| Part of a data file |
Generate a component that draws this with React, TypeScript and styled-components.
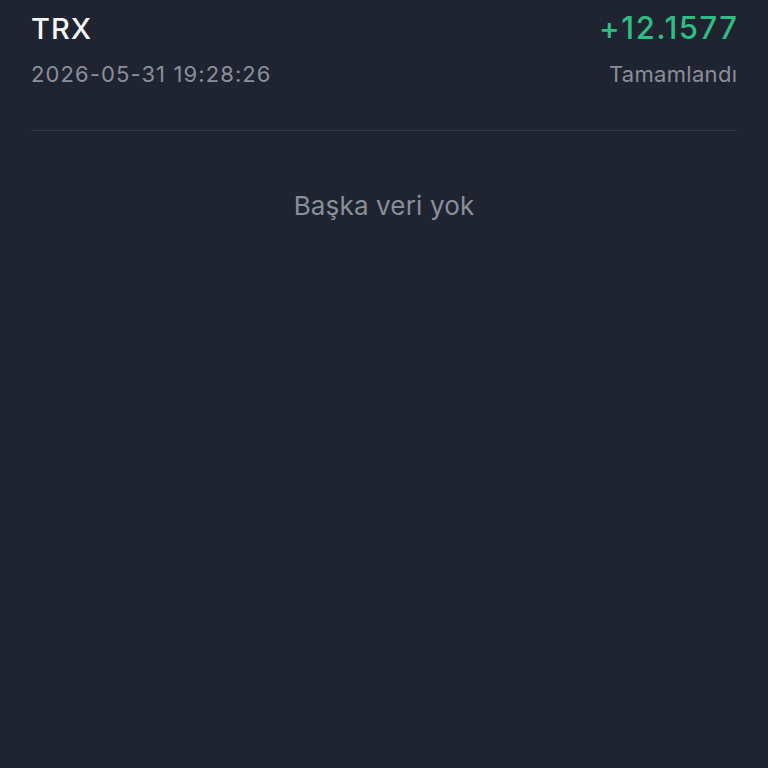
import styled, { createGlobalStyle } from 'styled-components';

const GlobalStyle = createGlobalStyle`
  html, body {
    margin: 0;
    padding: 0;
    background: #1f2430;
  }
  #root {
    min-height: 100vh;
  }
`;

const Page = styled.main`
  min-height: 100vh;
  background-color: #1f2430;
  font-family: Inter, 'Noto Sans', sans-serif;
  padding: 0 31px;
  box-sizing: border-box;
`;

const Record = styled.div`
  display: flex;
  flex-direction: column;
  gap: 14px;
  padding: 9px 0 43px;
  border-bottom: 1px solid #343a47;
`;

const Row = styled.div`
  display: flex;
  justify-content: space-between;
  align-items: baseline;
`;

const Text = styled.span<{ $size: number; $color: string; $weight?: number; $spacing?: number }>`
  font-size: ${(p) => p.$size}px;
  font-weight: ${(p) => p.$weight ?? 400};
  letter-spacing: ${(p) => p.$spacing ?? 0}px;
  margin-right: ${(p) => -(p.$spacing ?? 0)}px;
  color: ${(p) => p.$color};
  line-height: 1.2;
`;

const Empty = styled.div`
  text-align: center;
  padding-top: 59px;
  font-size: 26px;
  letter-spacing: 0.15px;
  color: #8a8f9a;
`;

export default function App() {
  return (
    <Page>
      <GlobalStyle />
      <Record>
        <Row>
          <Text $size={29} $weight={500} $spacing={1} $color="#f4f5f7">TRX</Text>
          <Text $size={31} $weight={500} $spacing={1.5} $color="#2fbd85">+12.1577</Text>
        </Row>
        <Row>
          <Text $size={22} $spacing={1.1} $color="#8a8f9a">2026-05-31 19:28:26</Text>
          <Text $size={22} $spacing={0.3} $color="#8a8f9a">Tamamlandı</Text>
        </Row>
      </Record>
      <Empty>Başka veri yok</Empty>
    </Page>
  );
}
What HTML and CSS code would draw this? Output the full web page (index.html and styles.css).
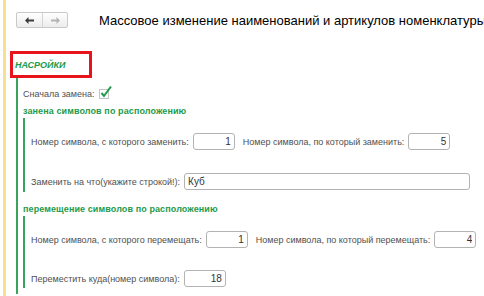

| To be done |
The pictures should not be reproduced; quote all of the other material exactly.

| Response |
Generate a component that draws this with React, TypeScript and styled-components.
import styled, { createGlobalStyle } from 'styled-components';

const GlobalStyle = createGlobalStyle`
  html, body {
    margin: 0;
    padding: 0;
    background: #1f2430;
  }
  #root {
    min-height: 100vh;
  }
`;

const Page = styled.main`
  min-height: 100vh;
  background-color: #1f2430;
  font-family: Inter, 'Noto Sans', sans-serif;
  padding: 0 31px;
  box-sizing: border-box;
`;

const Record = styled.div`
  display: flex;
  flex-direction: column;
  gap: 14px;
  padding: 9px 0 43px;
  border-bottom: 1px solid #343a47;
`;

const Row = styled.div`
  display: flex;
  justify-content: space-between;
  align-items: baseline;
`;

const Text = styled.span<{ $size: number; $color: string; $weight?: number; $spacing?: number }>`
  font-size: ${(p) => p.$size}px;
  font-weight: ${(p) => p.$weight ?? 400};
  letter-spacing: ${(p) => p.$spacing ?? 0}px;
  margin-right: ${(p) => -(p.$spacing ?? 0)}px;
  color: ${(p) => p.$color};
  line-height: 1.2;
`;

const Empty = styled.div`
  text-align: center;
  padding-top: 59px;
  font-size: 26px;
  letter-spacing: 0.15px;
  color: #8a8f9a;
`;

export default function App() {
  return (
    <Page>
      <GlobalStyle />
      <Record>
        <Row>
          <Text $size={29} $weight={500} $spacing={1} $color="#f4f5f7">TRX</Text>
          <Text $size={31} $weight={500} $spacing={1.5} $color="#2fbd85">+12.1577</Text>
        </Row>
        <Row>
          <Text $size={22} $spacing={1.1} $color="#8a8f9a">2026-05-31 19:28:26</Text>
          <Text $size={22} $spacing={0.3} $color="#8a8f9a">Tamamlandı</Text>
        </Row>
      </Record>
      <Empty>Başka veri yok</Empty>
    </Page>
  );
}
What HTML and CSS code would draw this? Output the full web page (index.html and styles.css).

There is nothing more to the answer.